Begin
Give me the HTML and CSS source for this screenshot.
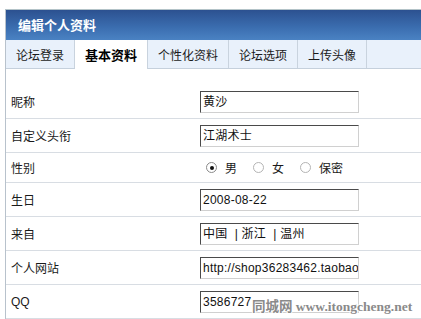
FILE: index.html
```html
<!DOCTYPE html>
<html lang="zh-CN">
<head>
<meta charset="utf-8">
<title>编辑个人资料</title>
<link rel="stylesheet" href="styles.css">
</head>
<body>
<div class="panel">
  <div class="panel-head">编辑个人资料</div>
  <div class="tabs">
    <span class="tab">论坛登录</span>
    <span class="tab active">基本资料</span>
    <span class="tab">个性化资料</span>
    <span class="tab">论坛选项</span>
    <span class="tab">上传头像</span>
  </div>
  <div class="form">
    <div class="row"><span class="label">昵称</span><span class="field"><span class="input">黄沙</span></span></div>
    <div class="row"><span class="label">自定义头衔</span><span class="field"><span class="input">江湖术士</span></span></div>
    <div class="row short"><span class="label">性别</span>
      <span class="field radios">
        <span class="radio checked"></span><span class="rlabel">男</span>
        <span class="radio"></span><span class="rlabel">女</span>
        <span class="radio"></span><span class="rlabel">保密</span>
      </span>
    </div>
    <div class="row"><span class="label">生日</span><span class="field"><span class="input">2008-08-22</span></span></div>
    <div class="row"><span class="label">来自</span><span class="field"><span class="input pre">中国  | 浙江  | 温州</span></span></div>
    <div class="row"><span class="label">个人网站</span><span class="field"><span class="input">http://shop36283462.taobao</span></span></div>
    <div class="row"><span class="label latin">QQ</span><span class="field"><span class="input">3586727</span></span></div>
  </div>
</div>
<div class="watermark">同城网 www.itongcheng.net</div>
</body>
</html>
```
FILE: styles.css
```css
html, body {
  margin: 0;
  padding: 0;
  width: 421px;
  height: 319px;
  overflow: hidden;
  background: #ffffff;
}
body {
  position: relative;
  font-family: "Liberation Sans", "Noto Sans CJK SC", sans-serif;
  font-size: 12px;
  color: #1a1a1a;
}
.panel {
  margin: 9px 0 0 5px;
  width: 416px;
  border-top: 1px solid #b3c3c8;
  border-left: 1px solid #b8c2cc;
}
.panel-head {
  height: 30px;
  line-height: 30px;
  padding-left: 12px;
  background: linear-gradient(#2c5190, #3a6cae 55%, #4a82c3);
  color: #ffffff;
  font-weight: bold;
  font-size: 13px;
  font-family: "Noto Sans CJK SC", sans-serif;
}
.tabs {
  display: flex;
  height: 28px;
  background: #e9f1fb;
  border-bottom: 1px solid #c5d0dc;
}
.tab {
  display: flex;
  align-items: center;
  padding: 0 10px;
  border-right: 1px solid #c9d3de;
  font-family: "Noto Sans CJK SC", sans-serif;
  font-size: 12px;
  color: #1a1a1a;
}
.tab.active {
  background: #ffffff;
  font-weight: bold;
  font-size: 13px;
  height: 29px;
  color: #000;
}
.form {
  padding-top: 16px;
}
.row {
  display: grid;
  grid-template-columns: 194px 1fr;
  align-items: center;
  height: 33px;
  border-bottom: 1px solid #d8dde3;
}
.row.short {
  height: 29px;
}
.label {
  padding-left: 5px;
  font-family: "Noto Sans CJK SC", sans-serif;
}
.label.latin {
  font-family: "Liberation Sans", sans-serif;
}
.field {
  display: flex;
  align-items: center;
}
.input {
  box-sizing: border-box;
  width: 159px;
  height: 22px;
  line-height: 20px;
  padding-left: 2px;
  border: 1px solid;
  border-color: #4a4a4a #d0d0d0 #d0d0d0 #4a4a4a;
  overflow: hidden;
  white-space: nowrap;
  letter-spacing: 0.25px;
  color: #111;
}
.input.pre {
  white-space: pre;
}
.radios {
  padding-left: 6px;
}
.radio {
  box-sizing: border-box;
  width: 11px;
  height: 11px;
  border-radius: 50%;
  border: 1px solid #b4b4b4;
  background: #ffffff;
  display: flex;
  align-items: center;
  justify-content: center;
  margin-right: 8px;
}
.radio.checked {
  border-color: #8a8a8a;
}
.radio.checked::after {
  content: "";
  width: 4px;
  height: 4px;
  border-radius: 50%;
  background: #111;
}
.rlabel {
  margin-right: 16px;
  font-family: "Noto Sans CJK SC", sans-serif;
}
.watermark {
  position: absolute;
  left: 252px;
  top: 295px;
  font-family: "Liberation Serif", "Noto Sans CJK SC", serif;
  font-weight: bold;
  font-size: 13.5px;
  color: #8a8a8a;
  text-shadow: 1px 0 #fff, -1px 0 #fff, 0 1px #fff, 0 -1px #fff;
  white-space: nowrap;
}
```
End
### [EXERCISE OBJECTIVE]
Copy the data character for character, but drop all pictures from the copy.

### [SOLUTION]
Give me the HTML and CSS source for this screenshot.
FILE: index.html
```html
<!DOCTYPE html>
<html lang="zh-CN">
<head>
<meta charset="utf-8">
<title>编辑个人资料</title>
<link rel="stylesheet" href="styles.css">
</head>
<body>
<div class="panel">
  <div class="panel-head">编辑个人资料</div>
  <div class="tabs">
    <span class="tab">论坛登录</span>
    <span class="tab active">基本资料</span>
    <span class="tab">个性化资料</span>
    <span class="tab">论坛选项</span>
    <span class="tab">上传头像</span>
  </div>
  <div class="form">
    <div class="row"><span class="label">昵称</span><span class="field"><span class="input">黄沙</span></span></div>
    <div class="row"><span class="label">自定义头衔</span><span class="field"><span class="input">江湖术士</span></span></div>
    <div class="row short"><span class="label">性别</span>
      <span class="field radios">
        <span class="radio checked"></span><span class="rlabel">男</span>
        <span class="radio"></span><span class="rlabel">女</span>
        <span class="radio"></span><span class="rlabel">保密</span>
      </span>
    </div>
    <div class="row"><span class="label">生日</span><span class="field"><span class="input">2008-08-22</span></span></div>
    <div class="row"><span class="label">来自</span><span class="field"><span class="input pre">中国  | 浙江  | 温州</span></span></div>
    <div class="row"><span class="label">个人网站</span><span class="field"><span class="input">http://shop36283462.taobao</span></span></div>
    <div class="row"><span class="label latin">QQ</span><span class="field"><span class="input">3586727</span></span></div>
  </div>
</div>
<div class="watermark">同城网 www.itongcheng.net</div>
</body>
</html>
```
FILE: styles.css
```css
html, body {
  margin: 0;
  padding: 0;
  width: 421px;
  height: 319px;
  overflow: hidden;
  background: #ffffff;
}
body {
  position: relative;
  font-family: "Liberation Sans", "Noto Sans CJK SC", sans-serif;
  font-size: 12px;
  color: #1a1a1a;
}
.panel {
  margin: 9px 0 0 5px;
  width: 416px;
  border-top: 1px solid #b3c3c8;
  border-left: 1px solid #b8c2cc;
}
.panel-head {
  height: 30px;
  line-height: 30px;
  padding-left: 12px;
  background: linear-gradient(#2c5190, #3a6cae 55%, #4a82c3);
  color: #ffffff;
  font-weight: bold;
  font-size: 13px;
  font-family: "Noto Sans CJK SC", sans-serif;
}
.tabs {
  display: flex;
  height: 28px;
  background: #e9f1fb;
  border-bottom: 1px solid #c5d0dc;
}
.tab {
  display: flex;
  align-items: center;
  padding: 0 10px;
  border-right: 1px solid #c9d3de;
  font-family: "Noto Sans CJK SC", sans-serif;
  font-size: 12px;
  color: #1a1a1a;
}
.tab.active {
  background: #ffffff;
  font-weight: bold;
  font-size: 13px;
  height: 29px;
  color: #000;
}
.form {
  padding-top: 16px;
}
.row {
  display: grid;
  grid-template-columns: 194px 1fr;
  align-items: center;
  height: 33px;
  border-bottom: 1px solid #d8dde3;
}
.row.short {
  height: 29px;
}
.label {
  padding-left: 5px;
  font-family: "Noto Sans CJK SC", sans-serif;
}
.label.latin {
  font-family: "Liberation Sans", sans-serif;
}
.field {
  display: flex;
  align-items: center;
}
.input {
  box-sizing: border-box;
  width: 159px;
  height: 22px;
  line-height: 20px;
  padding-left: 2px;
  border: 1px solid;
  border-color: #4a4a4a #d0d0d0 #d0d0d0 #4a4a4a;
  overflow: hidden;
  white-space: nowrap;
  letter-spacing: 0.25px;
  color: #111;
}
.input.pre {
  white-space: pre;
}
.radios {
  padding-left: 6px;
}
.radio {
  box-sizing: border-box;
  width: 11px;
  height: 11px;
  border-radius: 50%;
  border: 1px solid #b4b4b4;
  background: #ffffff;
  display: flex;
  align-items: center;
  justify-content: center;
  margin-right: 8px;
}
.radio.checked {
  border-color: #8a8a8a;
}
.radio.checked::after {
  content: "";
  width: 4px;
  height: 4px;
  border-radius: 50%;
  background: #111;
}
.rlabel {
  margin-right: 16px;
  font-family: "Noto Sans CJK SC", sans-serif;
}
.watermark {
  position: absolute;
  left: 252px;
  top: 295px;
  font-family: "Liberation Serif", "Noto Sans CJK SC", serif;
  font-weight: bold;
  font-size: 13.5px;
  color: #8a8a8a;
  text-shadow: 1px 0 #fff, -1px 0 #fff, 0 1px #fff, 0 -1px #fff;
  white-space: nowrap;
}
```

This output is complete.